The latest figures from Dublin Port Company show an increase in overall port tonnage of 1.2 per cent for the quarter. After nine months, volumes are down 6.9 per cent compared with the same period last year.
Having seen a decline of 4.8 per cent in first quarter due to Brexit stockpiling, there was a further and steeper decline in the second quarter of 17 per cent as Covid-19 impacted the country.
Since then, monthly trade volumes have been comparatively strong, culminating in growth of 1.2 per cent from July to September, which was export led.
Exports for the three months grew 6.6 per cent, more than offsetting the 2.4 per cent decline in imports.
Unitised trade (trailers and containers combined) grew 3.1 per cent to 384,000 units during the quarter, with roll on-roll off growing 4.1 per cent to 276,000 units and lift on-lift off by 0.2 per cent to 192,000.
Imports of new trade vehicles decreased marginally by 0.6 per cent to 12,400 units. For the nine months to September, 53,000 new trade vehicles have been imported through Dublin Port, a decline of 29.3 per cent compared with last year.
Bulk liquid volumes, primarily petroleum products, fell 20.4 per cent to 972,000 tonnes during the quarter and are down by almost the same level (18.4 per cent) year to date.
Bulk solid commodities (including animal feed, ore concentrates from Tara Mines, bulk cement products and scrap metals) grew 56 per cent to 515,000 tonnes.
Ferry passenger numbers decreased 66.2 per cent to 264,000. This figure includes heavy goods vehicle drivers. The number of tourist vehicles fell 64.6 per cent to 79,000.
There were no cruise ship calls to Dublin Port during the period and none are anticipated for the remainder of the year.
Dublin Port chief executive Eamonn O’Reilly said growth of 1.2 per cent in the third quarter was “remarkable” and the outlook for the full year was “nowhere near as bad as we had feared it might be just a few months ago”.
“At the rate we are going, we could end the year down by not much more than 6 per cent,” he said.

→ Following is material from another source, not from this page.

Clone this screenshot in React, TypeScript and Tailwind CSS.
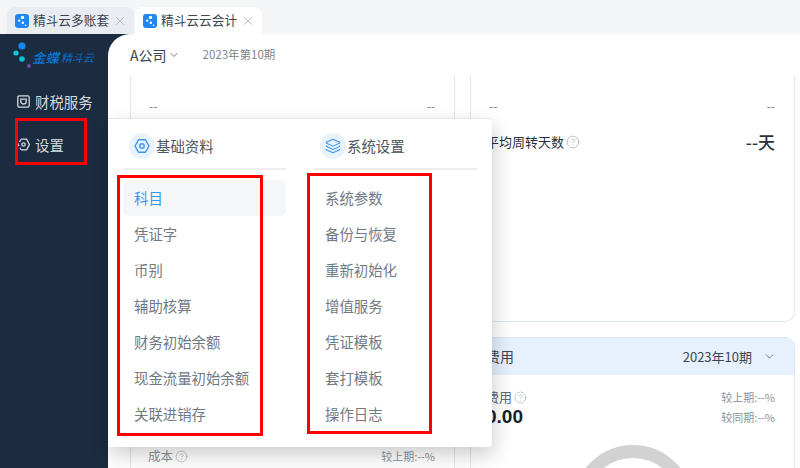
import { ChevronDown, CircleHelp, Layers, X } from "lucide-react";

const basicItems = ["科目", "凭证字", "币别", "辅助核算", "财务初始余额", "现金流量初始余额", "关联进销存"];
const systemItems = ["系统参数", "备份与恢复", "重新初始化", "增值服务", "凭证模板", "套打模板", "操作日志"];

const TabIcon = () => (
  <svg width="14" height="14" viewBox="0 0 14 14" className="shrink-0">
    <rect width="14" height="14" rx="3" fill="#1e88f0" />
    <circle cx="7.5" cy="3.5" r="1.7" fill="#fff" />
    <circle cx="4.2" cy="6.6" r="1.2" fill="#fff" />
    <circle cx="7.8" cy="8.8" r="1.3" fill="#fff" />
    <circle cx="10.6" cy="11.2" r="0.8" fill="#fff" />
  </svg>
);

const Tab = ({ label, active }: { label: string; active?: boolean }) => (
  <div
    className={`flex h-[27px] w-[127px] items-center rounded-t-[8px] pl-[8px] ${active ? "bg-white" : "bg-[#e9edf1]"}`}
  >
    <TabIcon />
    <span className="ml-[4px] w-[80px] text-[12.7px] leading-none whitespace-nowrap text-[#3a4650]">{label}</span>
    <X size={14} strokeWidth={1} className="text-[#8d969e]" />
  </div>
);

const Logo = () => (
  <div className="flex h-[48px] items-center pl-[12px]">
    <svg width="22" height="38" viewBox="0 0 22 38" className="shrink-0">
      <circle cx="10" cy="7" r="3.6" fill="#1687ee" />
      <circle cx="4" cy="14" r="2.6" fill="#0fc4dc" />
      <circle cx="10" cy="20" r="2.8" fill="#06c2d8" />
      <circle cx="17" cy="27" r="2" fill="#6d4aa8" />
    </svg>
    <span className="-ml-[2px] -mt-[2px] text-[13.5px] font-medium whitespace-nowrap text-[#0a78d2] italic">金蝶</span>
    <span className="ml-[2px] -mt-[2px] text-[11px] whitespace-nowrap text-[#0a6fc4] italic">精斗云</span>
  </div>
);

const SideItem = ({ label, kind }: { label: string; kind: "tax" | "gear" }) => (
  <div className="flex h-[43px] items-center pl-[17px] text-[14.4px] text-[#d5dadf]">
    {kind === "tax" ? (
      <svg width="13" height="13" viewBox="0 0 13 13" fill="none" stroke="#d5dadf" strokeWidth="1.3">
        <rect x="0.8" y="0.8" width="11.4" height="11.4" rx="1.6" />
        <path d="M3.8 4.2h5.4v2.2c0 1.5-1.2 2.6-2.7 2.6S3.8 7.9 3.8 6.4z" />
      </svg>
    ) : (
      <svg width="13" height="13" viewBox="0 0 13 13" fill="none" stroke="#d5dadf" strokeWidth="1.3">
        <path d="M4 1.2h5.6l2.8 5.3-2.8 5.3H4" />
        <path d="M4 1.2 1 6.5l3 5.3" strokeDasharray="3 2" />
        <circle cx="6.5" cy="6.5" r="1.7" />
      </svg>
    )}
    <span className="ml-[5px] whitespace-nowrap">{label}</span>
  </div>
);

const Help = ({ size = 13 }: { size?: number }) => (
  <CircleHelp size={size} strokeWidth={1.2} className="text-[#a4abb2]" />
);

const MenuColumn = ({
  title,
  icon,
  items,
  activeItem,
}: {
  title: string;
  icon: React.ReactNode;
  items: string[];
  activeItem?: string;
}) => (
  <div className="w-[163px]">
    <div className="flex h-[51px] items-center border-b-2 border-[#ebedef] pl-[6px] pt-[4px]">
      <div className="flex size-[26px] items-center justify-center rounded-full bg-[#e8f3fe]">{icon}</div>
      <span className="ml-[1px] text-[14.4px] text-[#4b5660]">{title}</span>
    </div>
    <div className="mt-[10px]">
      {items.map((item) => (
        <div
          key={item}
          className={`flex h-[36px] items-center rounded-[6px] pl-[11px] text-[14.4px] whitespace-nowrap ${
            item === activeItem ? "bg-[#f4f6f7] text-[#3d96f2]" : "text-[#6f7a84]"
          }`}
        >
          {item}
        </div>
      ))}
    </div>
  </div>
);

const Annotation = ({ className }: { className: string }) => (
  <div className={`absolute border-[3px] border-[#ff0000] ${className}`} />
);

export default function App() {
  return (
    <div className="relative flex h-[468px] w-[800px] flex-col overflow-hidden bg-white font-['Noto_Sans_CJK_SC',sans-serif]">
      <div className="flex h-[34px] shrink-0 items-end gap-[1px] bg-[#f3f5f7] pl-[7px]">
        <Tab label="精斗云多账套" />
        <Tab label="精斗云云会计" active />
      </div>

      <div className="flex min-h-0 flex-1 bg-[#1b2b40]">
        <aside className="w-[108px] shrink-0">
          <Logo />
          <div className="mt-[-2px]">
            <SideItem label="财税服务" kind="tax" />
            <SideItem label="设置" kind="gear" />
          </div>
        </aside>

        <main className="min-w-0 flex-1 overflow-hidden rounded-tl-[22px] bg-white pl-[22px] pr-[5px]">
          <div className="flex h-[42px] items-center">
            <span className="text-[14px] text-[#3a4650]">A公司</span>
            <ChevronDown size={12} strokeWidth={1.4} className="ml-[1px] text-[#3a4650]" />
            <span className="ml-[23px] text-[11.5px] text-[#7c858d]">2023年第10期</span>
          </div>

          <div className="grid grid-cols-[325px_325px] gap-x-[15px] gap-y-[15px]">
            <section className="h-[246px] rounded-b-[10px] border border-t-0 border-[#d9e6f5] pl-[18px] pr-[19px] pt-[21px]">
              <div className="flex h-[18px] items-center justify-between text-[12px] text-[#6f7a84]">
                <span>--</span>
                <span>--</span>
              </div>
            </section>

            <section className="h-[246px] rounded-b-[10px] border border-t-0 border-[#d9e6f5] pl-[15px] pr-[19px] pt-[21px]">
              <div className="flex h-[18px] items-center justify-between pl-[3px] text-[12px] text-[#6f7a84]">
                <span>--</span>
                <span>--</span>
              </div>
              <div className="mt-[14px] flex items-center justify-between">
                <div className="flex items-center gap-[2px] text-[13px] text-[#26323d]">
                  平均周转天数
                  <Help size={14} />
                </div>
                <span className="text-[17px] font-medium text-[#26323d]">--天</span>
              </div>
            </section>

            <section className="h-[200px] rounded-t-[10px] border border-[#d9e6f5] pl-[17px] pr-[19px]">
              <div className="h-[37px]" />
              <div className="mt-[72px] flex items-center justify-between text-[11px] text-[#8b949c]">
                <div className="flex items-center gap-[2px] text-[12.5px]">
                  成本
                  <Help />
                </div>
                <span>较上期:--%</span>
              </div>
            </section>

            <section className="relative h-[200px] overflow-hidden rounded-t-[10px] border border-[#d9e6f5]">
              <div className="flex h-[37px] items-center justify-between bg-[#e6f1fd] pl-[15px] pr-[19px]">
                <span className="text-[14px] text-[#3a4650]">费用</span>
                <div className="flex items-center text-[#3a4650]">
                  <span className="text-[13px]">2023年10期</span>
                  <ChevronDown size={13} strokeWidth={1.2} className="ml-[11px] -mr-[1px]" />
                </div>
              </div>
              <div className="flex justify-between pl-[15px] pr-[19px] pt-[12px]">
                <div>
                  <div className="flex items-center gap-[2px] text-[13px] leading-[20px] text-[#5f6a74]">
                    费用
                    <Help />
                  </div>
                  <div className="font-['Liberation_Sans',sans-serif] text-[19px] leading-[20px] font-bold text-[#14202c]">
                    0.00
                  </div>
                </div>
                <div className="text-[11px] leading-[20px] text-[#8b949c]">
                  <div>较上期:--%</div>
                  <div>较同期:--%</div>
                </div>
              </div>
              <div className="mx-auto mt-[18px] size-[120px] rounded-full border-[13px] border-[#d2d2d2]" />
            </section>
          </div>
        </main>
      </div>

      <div className="absolute left-[108px] top-[118px] flex h-[329px] w-[384px] gap-[28px] rounded-r-[4px] border-t border-[#e3e7ea] bg-white pl-[15px] shadow-[2px_8px_20px_rgba(0,0,0,0.2)]">
        <MenuColumn
          title="基础资料"
          items={basicItems}
          activeItem="科目"
          icon={
            <svg width="16" height="16" viewBox="0 0 16 16" fill="none" stroke="#3d96f2" strokeWidth="1.4">
              <path d="M4.5 1.8h7L15 8l-3.5 6.2h-7L1 8z" strokeLinejoin="round" />
              <circle cx="8" cy="8" r="2.2" />
            </svg>
          }
        />
        <MenuColumn
          title="系统设置"
          items={systemItems}
          icon={<Layers size={16} strokeWidth={1.6} className="text-[#3d96f2]" />}
        />
      </div>

      <Annotation className="left-[15px] top-[118px] h-[47px] w-[72px]" />
      <Annotation className="left-[117px] top-[175px] h-[261px] w-[146px]" />
      <Annotation className="left-[307px] top-[173px] h-[261px] w-[125px]" />
    </div>
  );
}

“By comparison, after the peak of 2007, we saw declines of 4.4 per cent in 2008 followed by 10.4 per cent in 2009. Importantly, our monthly volumes during this recession are a million tonnes ahead of where they were at the corresponding point in the previous recession.
“The most dramatic impact from the recession has been the decline of one-fifth in petroleum imports both in the third quarter and year to date. One-third of all of the country’s energy requirements are met by petroleum imports through Dublin Port.”
Mr O’Reilly added that Brexit remained a major unknown. “Like everyone else, we hope that a trade deal is done which obviates the need for much of the infrastructure that has had to be provided to mitigate this risk,” he said.
“Dublin Port Company alone has invested €30 million to prepare for Brexit.”